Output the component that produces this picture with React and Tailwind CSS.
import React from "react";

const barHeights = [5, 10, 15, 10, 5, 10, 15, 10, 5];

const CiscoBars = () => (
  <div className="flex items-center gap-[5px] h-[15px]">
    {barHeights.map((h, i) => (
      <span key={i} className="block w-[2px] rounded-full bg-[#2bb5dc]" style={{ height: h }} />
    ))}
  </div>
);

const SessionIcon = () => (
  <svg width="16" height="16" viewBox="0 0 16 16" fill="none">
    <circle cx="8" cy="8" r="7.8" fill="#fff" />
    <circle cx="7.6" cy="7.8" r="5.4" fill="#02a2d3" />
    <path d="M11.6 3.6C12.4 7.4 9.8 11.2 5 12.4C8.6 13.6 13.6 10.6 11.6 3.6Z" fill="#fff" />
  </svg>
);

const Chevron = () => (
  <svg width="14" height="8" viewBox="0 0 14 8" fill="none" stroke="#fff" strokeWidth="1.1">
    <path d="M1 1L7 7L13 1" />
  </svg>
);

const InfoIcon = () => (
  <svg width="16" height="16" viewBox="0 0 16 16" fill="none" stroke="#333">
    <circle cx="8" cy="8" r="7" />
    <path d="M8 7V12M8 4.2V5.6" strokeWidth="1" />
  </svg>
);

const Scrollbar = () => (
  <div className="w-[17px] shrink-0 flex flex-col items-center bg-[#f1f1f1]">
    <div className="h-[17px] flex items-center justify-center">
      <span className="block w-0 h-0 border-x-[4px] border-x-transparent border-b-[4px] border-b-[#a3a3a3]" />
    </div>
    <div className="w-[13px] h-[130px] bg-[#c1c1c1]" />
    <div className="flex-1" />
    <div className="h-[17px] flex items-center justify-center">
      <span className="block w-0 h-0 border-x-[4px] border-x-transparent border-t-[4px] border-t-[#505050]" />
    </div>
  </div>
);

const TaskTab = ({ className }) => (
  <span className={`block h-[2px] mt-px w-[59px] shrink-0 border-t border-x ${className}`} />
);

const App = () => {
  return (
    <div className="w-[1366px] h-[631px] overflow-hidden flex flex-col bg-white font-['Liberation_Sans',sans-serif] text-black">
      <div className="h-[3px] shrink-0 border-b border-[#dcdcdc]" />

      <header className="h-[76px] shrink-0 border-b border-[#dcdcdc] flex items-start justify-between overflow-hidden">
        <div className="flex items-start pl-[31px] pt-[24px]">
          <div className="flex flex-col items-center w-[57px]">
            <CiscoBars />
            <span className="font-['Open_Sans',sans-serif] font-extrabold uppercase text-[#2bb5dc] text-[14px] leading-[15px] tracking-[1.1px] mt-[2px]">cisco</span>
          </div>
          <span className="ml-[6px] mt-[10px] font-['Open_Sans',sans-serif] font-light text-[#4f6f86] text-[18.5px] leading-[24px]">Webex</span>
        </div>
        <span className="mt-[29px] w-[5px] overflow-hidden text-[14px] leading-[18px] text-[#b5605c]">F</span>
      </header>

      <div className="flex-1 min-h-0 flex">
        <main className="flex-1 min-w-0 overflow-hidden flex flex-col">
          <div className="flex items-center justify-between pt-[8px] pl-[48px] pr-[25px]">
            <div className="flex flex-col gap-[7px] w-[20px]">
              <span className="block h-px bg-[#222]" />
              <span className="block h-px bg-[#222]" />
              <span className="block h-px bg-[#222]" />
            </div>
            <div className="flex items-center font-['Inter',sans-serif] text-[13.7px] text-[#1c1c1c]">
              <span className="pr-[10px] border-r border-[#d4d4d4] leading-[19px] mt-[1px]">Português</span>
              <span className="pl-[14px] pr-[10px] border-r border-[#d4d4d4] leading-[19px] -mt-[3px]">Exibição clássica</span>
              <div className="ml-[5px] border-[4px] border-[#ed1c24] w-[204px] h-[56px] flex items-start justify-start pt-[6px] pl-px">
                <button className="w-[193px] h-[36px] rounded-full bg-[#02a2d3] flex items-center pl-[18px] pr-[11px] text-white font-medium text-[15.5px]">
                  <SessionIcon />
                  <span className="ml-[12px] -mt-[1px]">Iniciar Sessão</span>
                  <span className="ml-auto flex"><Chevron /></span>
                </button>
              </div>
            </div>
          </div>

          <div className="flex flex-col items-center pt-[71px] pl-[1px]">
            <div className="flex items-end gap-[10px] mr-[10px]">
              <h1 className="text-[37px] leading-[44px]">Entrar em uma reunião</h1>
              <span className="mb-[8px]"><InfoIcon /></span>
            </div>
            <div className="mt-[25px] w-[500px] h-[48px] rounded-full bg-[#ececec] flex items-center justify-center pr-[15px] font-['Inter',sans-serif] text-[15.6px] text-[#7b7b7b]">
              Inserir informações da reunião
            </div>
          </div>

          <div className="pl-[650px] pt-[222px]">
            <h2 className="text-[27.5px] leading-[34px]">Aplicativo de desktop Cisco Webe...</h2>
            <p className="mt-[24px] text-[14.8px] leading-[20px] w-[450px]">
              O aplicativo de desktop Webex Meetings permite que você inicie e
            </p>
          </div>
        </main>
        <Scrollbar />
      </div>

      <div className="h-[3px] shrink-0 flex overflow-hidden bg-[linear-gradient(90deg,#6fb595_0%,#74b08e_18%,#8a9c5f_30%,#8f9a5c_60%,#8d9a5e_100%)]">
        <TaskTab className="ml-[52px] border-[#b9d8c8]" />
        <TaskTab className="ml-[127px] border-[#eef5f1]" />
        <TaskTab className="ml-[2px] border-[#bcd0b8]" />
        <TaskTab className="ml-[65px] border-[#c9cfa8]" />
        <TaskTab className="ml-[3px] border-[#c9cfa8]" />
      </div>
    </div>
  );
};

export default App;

---*---

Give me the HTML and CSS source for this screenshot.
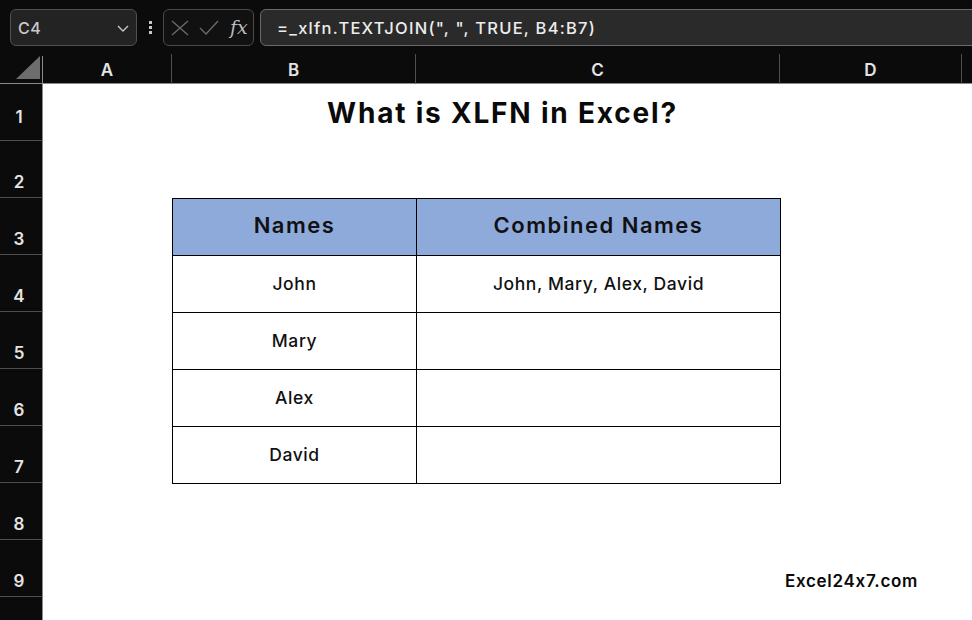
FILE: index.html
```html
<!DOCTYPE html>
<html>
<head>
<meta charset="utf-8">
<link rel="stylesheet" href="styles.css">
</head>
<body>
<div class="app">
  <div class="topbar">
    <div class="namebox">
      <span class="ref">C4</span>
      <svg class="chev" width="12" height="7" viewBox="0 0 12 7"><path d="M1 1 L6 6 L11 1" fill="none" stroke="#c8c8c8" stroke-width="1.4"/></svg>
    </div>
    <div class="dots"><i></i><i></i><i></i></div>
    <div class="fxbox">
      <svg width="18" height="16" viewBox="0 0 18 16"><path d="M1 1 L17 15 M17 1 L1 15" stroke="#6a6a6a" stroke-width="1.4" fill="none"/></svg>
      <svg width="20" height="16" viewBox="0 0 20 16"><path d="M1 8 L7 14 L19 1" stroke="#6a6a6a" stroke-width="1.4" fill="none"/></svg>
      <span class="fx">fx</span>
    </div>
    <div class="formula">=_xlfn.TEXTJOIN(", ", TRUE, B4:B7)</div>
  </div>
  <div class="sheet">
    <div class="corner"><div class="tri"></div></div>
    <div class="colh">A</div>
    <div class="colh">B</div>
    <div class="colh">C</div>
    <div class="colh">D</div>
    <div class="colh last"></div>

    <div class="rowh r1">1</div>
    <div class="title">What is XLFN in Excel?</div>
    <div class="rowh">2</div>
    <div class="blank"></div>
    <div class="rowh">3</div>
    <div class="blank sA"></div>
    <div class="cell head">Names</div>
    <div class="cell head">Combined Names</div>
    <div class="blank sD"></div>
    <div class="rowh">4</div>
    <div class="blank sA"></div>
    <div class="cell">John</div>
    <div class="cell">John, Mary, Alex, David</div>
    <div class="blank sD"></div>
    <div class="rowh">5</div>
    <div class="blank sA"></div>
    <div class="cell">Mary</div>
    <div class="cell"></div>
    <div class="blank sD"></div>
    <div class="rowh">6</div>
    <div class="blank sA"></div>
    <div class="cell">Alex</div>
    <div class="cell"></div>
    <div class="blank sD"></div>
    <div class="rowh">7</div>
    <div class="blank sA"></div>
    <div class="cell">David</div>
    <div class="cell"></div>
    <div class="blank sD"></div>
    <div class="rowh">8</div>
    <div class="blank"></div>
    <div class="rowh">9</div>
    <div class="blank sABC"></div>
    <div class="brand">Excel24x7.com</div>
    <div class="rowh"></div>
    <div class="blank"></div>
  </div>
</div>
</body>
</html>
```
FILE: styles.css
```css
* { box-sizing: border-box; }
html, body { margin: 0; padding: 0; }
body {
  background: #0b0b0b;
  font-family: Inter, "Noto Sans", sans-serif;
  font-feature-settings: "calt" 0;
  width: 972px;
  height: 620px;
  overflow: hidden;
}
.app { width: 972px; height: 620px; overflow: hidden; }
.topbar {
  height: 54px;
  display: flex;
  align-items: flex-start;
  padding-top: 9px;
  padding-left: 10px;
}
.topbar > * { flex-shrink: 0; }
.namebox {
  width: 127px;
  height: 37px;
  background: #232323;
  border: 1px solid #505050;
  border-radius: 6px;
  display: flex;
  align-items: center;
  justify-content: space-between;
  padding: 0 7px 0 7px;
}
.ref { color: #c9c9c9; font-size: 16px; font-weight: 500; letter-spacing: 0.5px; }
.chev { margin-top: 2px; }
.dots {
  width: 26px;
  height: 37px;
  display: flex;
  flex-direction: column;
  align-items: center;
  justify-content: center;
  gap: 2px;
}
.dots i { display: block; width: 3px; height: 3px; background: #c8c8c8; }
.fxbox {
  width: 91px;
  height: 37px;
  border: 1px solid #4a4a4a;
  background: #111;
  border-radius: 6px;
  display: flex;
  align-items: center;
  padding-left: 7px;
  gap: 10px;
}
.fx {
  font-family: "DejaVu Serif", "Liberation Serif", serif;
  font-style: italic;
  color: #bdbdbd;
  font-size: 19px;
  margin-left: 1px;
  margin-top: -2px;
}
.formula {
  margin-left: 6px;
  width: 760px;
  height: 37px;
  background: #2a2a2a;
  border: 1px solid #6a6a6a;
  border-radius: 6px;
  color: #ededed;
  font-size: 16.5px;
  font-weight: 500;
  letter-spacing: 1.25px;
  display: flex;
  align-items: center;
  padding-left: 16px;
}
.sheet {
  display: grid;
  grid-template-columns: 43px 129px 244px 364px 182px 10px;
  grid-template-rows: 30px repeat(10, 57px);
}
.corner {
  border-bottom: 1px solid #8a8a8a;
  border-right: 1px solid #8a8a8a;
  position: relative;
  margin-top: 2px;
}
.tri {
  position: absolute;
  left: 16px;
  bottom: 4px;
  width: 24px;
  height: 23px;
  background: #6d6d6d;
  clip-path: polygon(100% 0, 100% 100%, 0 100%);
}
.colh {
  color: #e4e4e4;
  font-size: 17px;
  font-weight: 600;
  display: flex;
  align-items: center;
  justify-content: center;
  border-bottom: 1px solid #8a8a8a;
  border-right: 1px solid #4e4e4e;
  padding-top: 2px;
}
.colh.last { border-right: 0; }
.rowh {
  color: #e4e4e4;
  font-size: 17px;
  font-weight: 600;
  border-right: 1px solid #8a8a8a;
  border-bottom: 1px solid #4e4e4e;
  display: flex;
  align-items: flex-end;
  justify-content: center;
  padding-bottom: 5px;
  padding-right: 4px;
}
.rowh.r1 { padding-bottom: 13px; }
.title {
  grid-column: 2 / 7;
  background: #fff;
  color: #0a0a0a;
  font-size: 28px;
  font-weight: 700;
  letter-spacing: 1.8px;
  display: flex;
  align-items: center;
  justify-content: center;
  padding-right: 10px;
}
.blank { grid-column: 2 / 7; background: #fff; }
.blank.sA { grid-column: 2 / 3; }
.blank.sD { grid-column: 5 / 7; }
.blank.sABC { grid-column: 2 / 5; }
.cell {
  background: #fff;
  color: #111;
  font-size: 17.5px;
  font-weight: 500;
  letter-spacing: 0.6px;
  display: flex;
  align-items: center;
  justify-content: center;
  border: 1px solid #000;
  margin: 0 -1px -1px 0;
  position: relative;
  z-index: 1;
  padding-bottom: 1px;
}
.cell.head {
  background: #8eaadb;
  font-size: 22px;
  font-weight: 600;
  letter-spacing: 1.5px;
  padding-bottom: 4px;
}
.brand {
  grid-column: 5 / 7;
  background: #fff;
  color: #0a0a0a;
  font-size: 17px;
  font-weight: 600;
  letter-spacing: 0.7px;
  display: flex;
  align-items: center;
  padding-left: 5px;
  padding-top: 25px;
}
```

---*---

* _GIVEN PROBLEM_
Show all lines above holding "React".

* _SOLUTION TO THIS TASK_
Output the component that produces this picture with React and Tailwind CSS.
import React from "react";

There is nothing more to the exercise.